Hiroshima and Nagasaki had little military significance, which is why choosing them for nuclear annihilation was more problematic morally. However, US strategists wanted to avoid desperate fighting island by island, which would have had to happen had Japan not been knocked out of the war quickly. The estimates of potential American casualties ran well into six digits, which must have focused President Truman’s mind.
None of this is earth-shattering news. The arguments pro and con the aerial bombardment of German and Japanese cities (incidentally, Tokyo was bombed with conventional weapons and still suffered higher casualties than Hiroshima) have raged ever since. Only a brave debater would insist that the morality of those actions is unequivocal one way or the other, and I’m not so brave.
However, there is one aspect that hardly ever comes up, and yet I think it’s morally significant. Those airmen dropping bombs on German cities didn’t just kill. They also risked being killed, and 81,000 of them actually died – 55,573 RAF (Penelope’s uncle among them) and over 26,000 USAF.

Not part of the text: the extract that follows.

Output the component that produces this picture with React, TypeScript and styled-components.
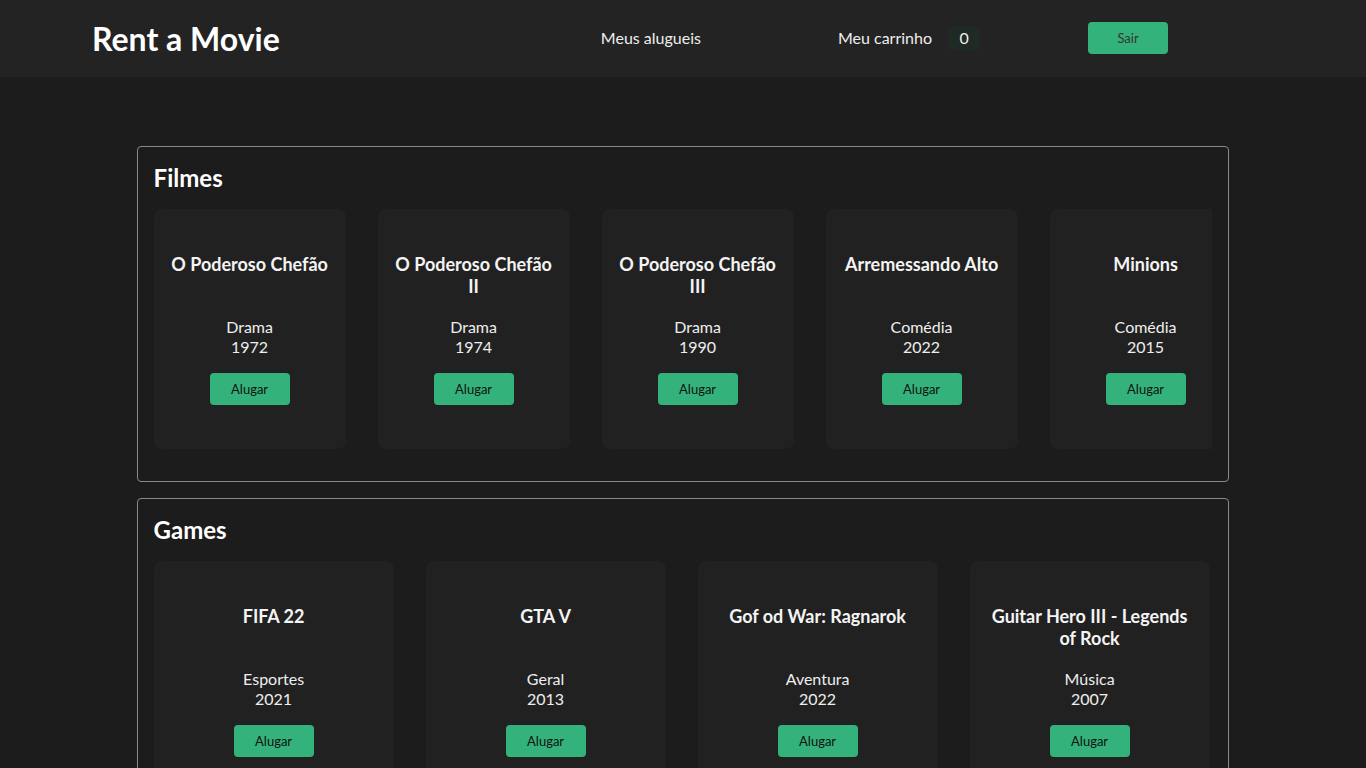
import React from "react";
import styled, { createGlobalStyle } from "styled-components";

const Global = createGlobalStyle`
  html, body { margin: 0; padding: 0; background: #1c1c1c; }
  body { font-family: Lato, "Open Sans", sans-serif; color: #f2f2f2; }
  ::-webkit-scrollbar { width: 4px; height: 4px; }
  ::-webkit-scrollbar-track { background: #1c1c1c; }
  ::-webkit-scrollbar-thumb { background: #8c8c8c; border-radius: 2px; }
  * { box-sizing: border-box; }
`;

const Header = styled.header`
  height: 77px;
  background: #232323;
  display: flex;
  align-items: center;
  padding-left: 92px;
`;

const Logo = styled.h1`
  margin: -1px 0 0;
  font-size: 32px;
  font-weight: 700;
  color: #fff;
`;

const Nav = styled.nav`
  display: flex;
  align-items: center;
  margin-left: 321px;
  margin-top: -2px;
`;

const NavLink = styled.a<{ $after: number }>`
  font-size: 16px;
  color: #eee;
  text-decoration: none;
  margin-right: ${(p) => p.$after}px;
  display: flex;
  align-items: center;
`;

const Badge = styled.span`
  display: inline-flex;
  align-items: center;
  justify-content: center;
  width: 32px;
  height: 24px;
  margin-left: 16px;
  border-radius: 4px;
  background: #1f2a24;
  color: #eee;
  font-size: 16px;
`;

const GreenButton = styled.button<{ $text: string }>`
  width: 80px;
  height: 32px;
  border: none;
  border-radius: 4px;
  background: #33b37b;
  color: ${(p) => p.$text};
  font-family: Lato, sans-serif;
  font-size: 13px;
  cursor: pointer;
`;

const Main = styled.main`
  padding: 69px 0 8px;
  display: flex;
  flex-direction: column;
  gap: 16px;
`;

const Section = styled.section`
  width: 80%;
  margin: 0 auto;
  border: 1px solid #8a8a8a;
  border-radius: 4px;
  padding: 16px 16px 32px;
`;

const SectionTitle = styled.h2`
  margin: 0 0 17px;
  font-size: 24px;
  line-height: 29px;
  font-weight: 700;
  color: #fff;
`;

const Row = styled.div`
  display: flex;
  gap: 32px;
  overflow: hidden;
`;

const Card = styled.div<{ $w: number }>`
  flex: 0 0 ${(p) => p.$w}px;
  height: 240px;
  background: #212121;
  border-radius: 8px;
  padding: 44px 16px 0;
  display: flex;
  flex-direction: column;
  align-items: center;
  text-align: center;
`;

const CardTitle = styled.h3`
  margin: 0;
  font-size: 18px;
  line-height: 22px;
  font-weight: 700;
  min-height: 44px;
  color: #f4f4f4;
`;

const Info = styled.p`
  margin: 20px 0 16px;
  font-size: 16px;
  line-height: 20px;
  color: #eee;
`;

type Item = { title: string; genre: string; year: number };

const movies: Item[] = [
  { title: "O Poderoso Chefão", genre: "Drama", year: 1972 },
  { title: "O Poderoso Chefão II", genre: "Drama", year: 1974 },
  { title: "O Poderoso Chefão III", genre: "Drama", year: 1990 },
  { title: "Arremessando Alto", genre: "Comédia", year: 2022 },
  { title: "Minions", genre: "Comédia", year: 2015 },
];

const games: Item[] = [
  { title: "FIFA 22", genre: "Esportes", year: 2021 },
  { title: "GTA V", genre: "Geral", year: 2013 },
  { title: "Gof od War: Ragnarok", genre: "Aventura", year: 2022 },
  { title: "Guitar Hero III - Legends of Rock", genre: "Música", year: 2007 },
];

function Shelf({ name, items, w }: { name: string; items: Item[]; w: number }) {
  return (
    <Section>
      <SectionTitle>{name}</SectionTitle>
      <Row>
        {items.map((it) => (
          <Card key={it.title} $w={w}>
            <CardTitle>{it.title}</CardTitle>
            <Info>
              {it.genre}
              <br />
              {it.year}
            </Info>
            <GreenButton $text="#111">Alugar</GreenButton>
          </Card>
        ))}
      </Row>
    </Section>
  );
}

export default function App() {
  return (
    <>
      <Global />
      <Header>
        <Logo>Rent a Movie</Logo>
        <Nav>
          <NavLink href="#" $after={137}>Meus alugueis</NavLink>
          <NavLink href="#" $after={108}>
            Meu carrinho <Badge>0</Badge>
          </NavLink>
          <GreenButton $text="#333">Sair</GreenButton>
        </Nav>
      </Header>
      <Main>
        <Shelf name="Filmes" items={movies} w={192} />
        <Shelf name="Games" items={games} w={240} />
      </Main>
    </>
  );
}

Had the Germans had neither Luftwaffe fighters nor flak guns, the airmen dropping almost three megatons of bombs on German cities (yes, RAF and USAF already spoke the language of the nuclear age) wouldn’t have been soldiers. They would have been terrorists.
This brings me back to the on-going conflict. Referring to it as ‘PlayStation war’ is an exaggeration, but it’s true that at the moment the heaviest casualties on either side are caused by similar devices and the drones they control.
Those drone ‘pilots’ are essentially youngsters who grew up playing computer games. Now they are using skills accrued thereby to play the same games, except that their targets are made of flesh and blood, not pixels. These barely post-pubescent lads kill with no risk of being killed, which makes them terrorists in my book.
I’m not suggesting moral equivalence between the two sides, far from it. First, the Ukraine is an innocent victim of fascist aggression (I’m using the modifier advisedly), and she is fighting not just for her national political sovereignty but also for her national existential survival.
The Russians have already shown in Bucha, Mariupol and elsewhere that they are willing and able to conduct a systematic genocide of Ukrainians. Hence I’d say that anything the Ukrainians do to defend themselves is morally justified, and nothing the Russians do is.
Second, Ukrainian drone ‘pilots’ are hitting military targets almost exclusively. Though last year they destroyed some 20 per cent of Russia’s oil refining capacity, they haven’t targeted power stations around Russian cities to make sure the inhabitants freeze to death.
I wish the Ukrainians had the weapons to launch retaliatory strikes against Moscow and Petersburg because only such actions could make the Russians desist from their genocidal practices. But the spineless pusillanimity of the Ukraine’s Western allies has made such weapons unavailable.
This means Ukrainian soldiers will continue to die at the front, and Ukrainian civilians in their unheated homes. Meanwhile, I promise not to moan about our own unheated flat. Considering what the Ukrainians are going through, such whingeing would be in bad taste.